Investing in Beaten-Down Sectors: Market downturns can create opportunities for savvy investors. Some promising sectors or themes may be unfairly punished during market sell-offs, leading to undervalued stocks. This presents a chance to invest in better funds at attractive prices. However, thorough research is essential to identify such opportunities.
Increasing SIP Contributions: If your financial situation allows, consider increasing your SIP contributions during a market downturn. By investing more when the prices are low, you can potentially enhance your returns when the market recovers.
Exploring Balanced Advantage Funds (BAFs): For those who are risk-averse but want to take advantage of the current market conditions, BAFs, which invest in both equity and debt, can be a good option. BAFs’ dynamic asset allocation between debt and equities makes them especially appropriate for investors with moderate to low-risk profiles. 

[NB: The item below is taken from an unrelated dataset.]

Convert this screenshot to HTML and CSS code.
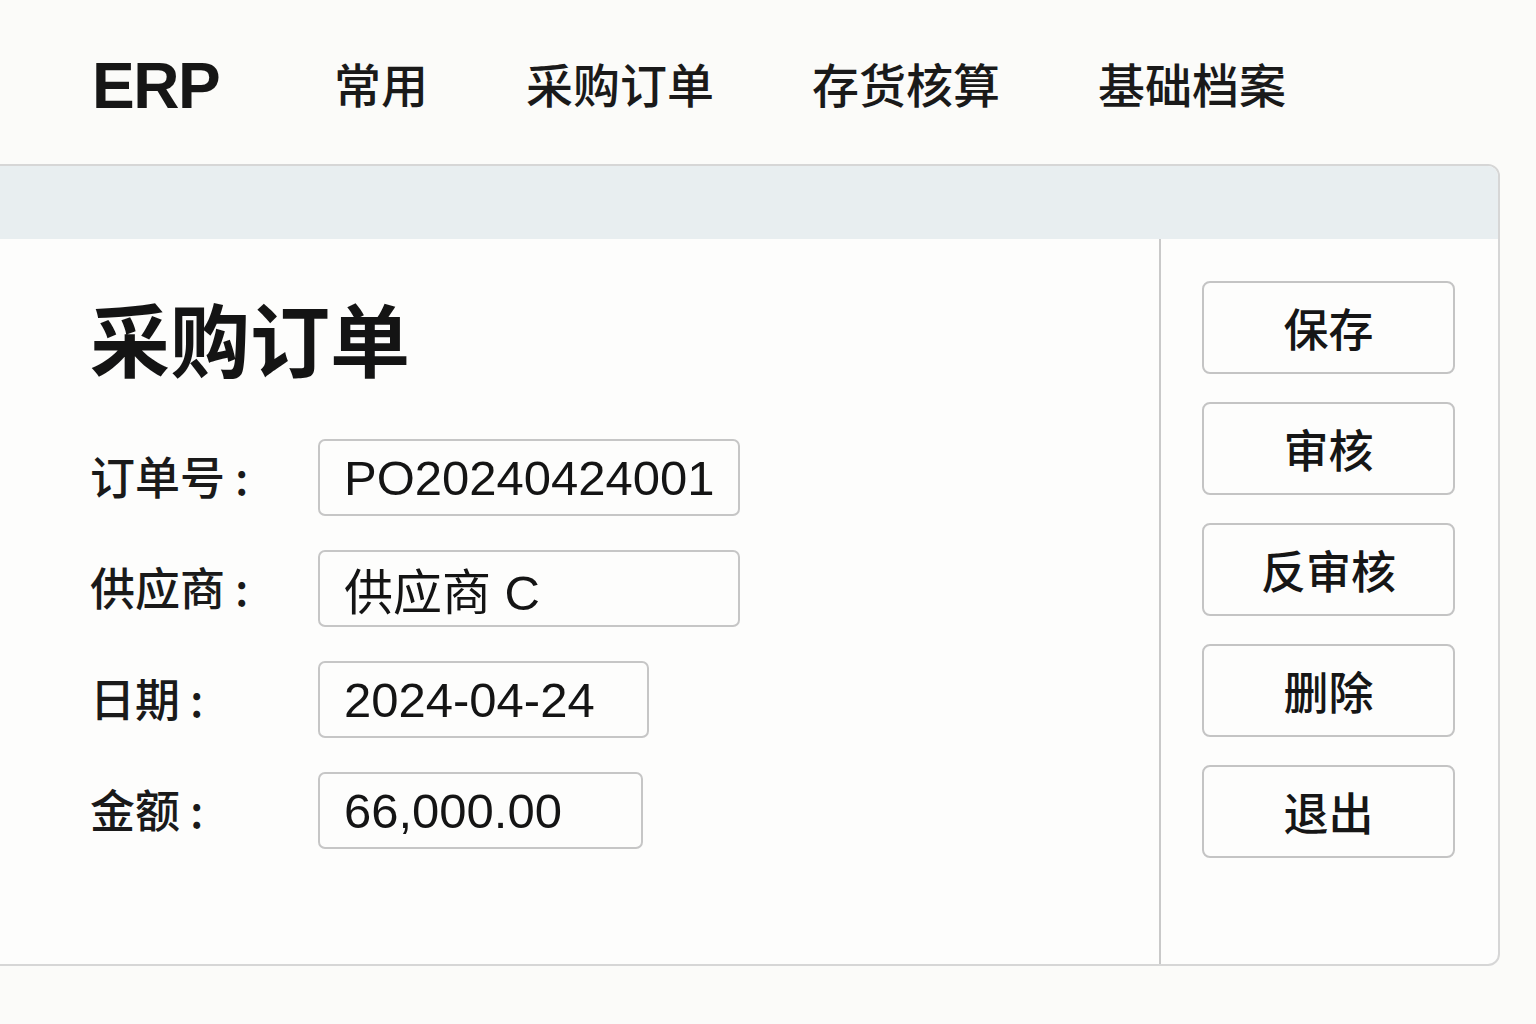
FILE: index.html
```html
<!DOCTYPE html>
<html lang="zh-CN">
<head>
<meta charset="utf-8">
<title>ERP - 采购订单</title>
<link rel="stylesheet" href="styles.css">
</head>
<body>
<header class="topbar">
  <div class="logo">ERP</div>
  <nav class="menu">
    <a class="menu-item">常用</a>
    <a class="menu-item">采购订单</a>
    <a class="menu-item">存货核算</a>
    <a class="menu-item">基础档案</a>
  </nav>
</header>
<section class="panel">
  <div class="panel-head"></div>
  <div class="panel-body">
    <div class="form-area">
      <h1 class="title">采购订单</h1>
      <div class="form-grid">
        <label class="label">订单号<span class="colon">:</span></label>
        <div class="field field-wide">PO20240424001</div>
        <label class="label">供应商<span class="colon">:</span></label>
        <div class="field field-wide">供应商 C</div>
        <label class="label">日期<span class="colon">:</span></label>
        <div class="field field-date">2024-04-24</div>
        <label class="label">金额<span class="colon">:</span></label>
        <div class="field field-amount">66,000.00</div>
      </div>
    </div>
    <aside class="actions">
      <button class="btn">保存</button>
      <button class="btn">审核</button>
      <button class="btn">反审核</button>
      <button class="btn">删除</button>
      <button class="btn">退出</button>
    </aside>
  </div>
</section>
</body>
</html>
```
FILE: styles.css
```css
html, body {
  margin: 0;
  padding: 0;
}
body {
  width: 1536px;
  height: 1024px;
  overflow: hidden;
  background: #fbfbf9;
  color: #161616;
  font-family: "Liberation Sans", "Noto Sans CJK SC", sans-serif;
}
.topbar {
  height: 156px;
  padding-top: 8px;
  padding-left: 92px;
  display: flex;
  align-items: center;
}
.logo {
  width: 242px;
  font-size: 64px;
  font-weight: 700;
  letter-spacing: -1.5px;
  transform-origin: left center;
}
.menu {
  display: flex;
  gap: 98px;
  margin-top: -8px;
}
.menu-item {
  font-family: "Noto Sans CJK SC", sans-serif;
  font-size: 47px;
  font-weight: 500;
  color: #1a1a1a;
}
.panel {
  margin-left: -10px;
  width: 1506px;
  height: 798px;
  border: 2px solid #d6d6d6;
  border-radius: 0 12px 12px 0;
  background: #fdfdfc;
  overflow: hidden;
  display: flex;
  flex-direction: column;
}
.panel-head {
  height: 73px;
  background: #e8eef0;
  flex: none;
}
.panel-body {
  flex: 1;
  display: flex;
}
.form-area {
  width: 1069px;
  padding-left: 98px;
  border-right: 2px solid #c9c9c9;
}
.title {
  margin: 57px 0 0;
  font-family: "Noto Sans CJK SC", sans-serif;
  font-size: 80px;
  line-height: 80px;
  font-weight: 700;
  color: #141414;
}
.form-grid {
  margin-top: 63px;
  display: grid;
  grid-template-columns: 228px auto;
  row-gap: 34px;
  align-items: center;
  justify-items: start;
}
.label {
  font-family: "Noto Sans CJK SC", sans-serif;
  font-size: 45px;
  font-weight: 500;
  color: #1a1a1a;
  margin-top: -4px;
}
.colon {
  margin-left: 10px;
}
.field {
  box-sizing: border-box;
  height: 77px;
  padding-left: 24px;
  border: 2px solid #c6c6c6;
  border-radius: 7px;
  background: #fdfdfc;
  display: flex;
  align-items: center;
  font-family: "Liberation Sans", "Noto Sans CJK SC", sans-serif;
  font-size: 49px;
  color: #141414;
}
.field-wide { width: 422px; }
.field-date { width: 331px; }
.field-amount { width: 325px; }
.actions {
  flex: 1;
  padding: 42px 0 0 41px;
  display: flex;
  flex-direction: column;
  gap: 28px;
}
.btn {
  box-sizing: border-box;
  width: 253px;
  height: 93px;
  border: 2px solid #c4c4c4;
  border-radius: 8px;
  background: #fdfdfc;
  font-family: "Noto Sans CJK SC", sans-serif;
  font-size: 45px;
  font-weight: 500;
  color: #161616;
  padding: 0;
}
```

Conclusion: Staying the Course Market downturns are an inevitable part of the investment journey. Although they can be unsettling, they also present opportunities for disciplined investors to build wealth over the long term. By continuing with your SIPs, rebalancing your portfolio, focusing on quality investments, and maintaining diversification, you can effectively navigate these challenging times. It’s important to remember that successful investing isn’t about timing the market, but rather spending time in the market. Stay committed to your long-term goals, resist the urge to panic, and view market downturns as opportunities to strengthen your portfolio. With a well-thought-out strategy and a calm approach, you can emerge from this period of volatility in a stronger position.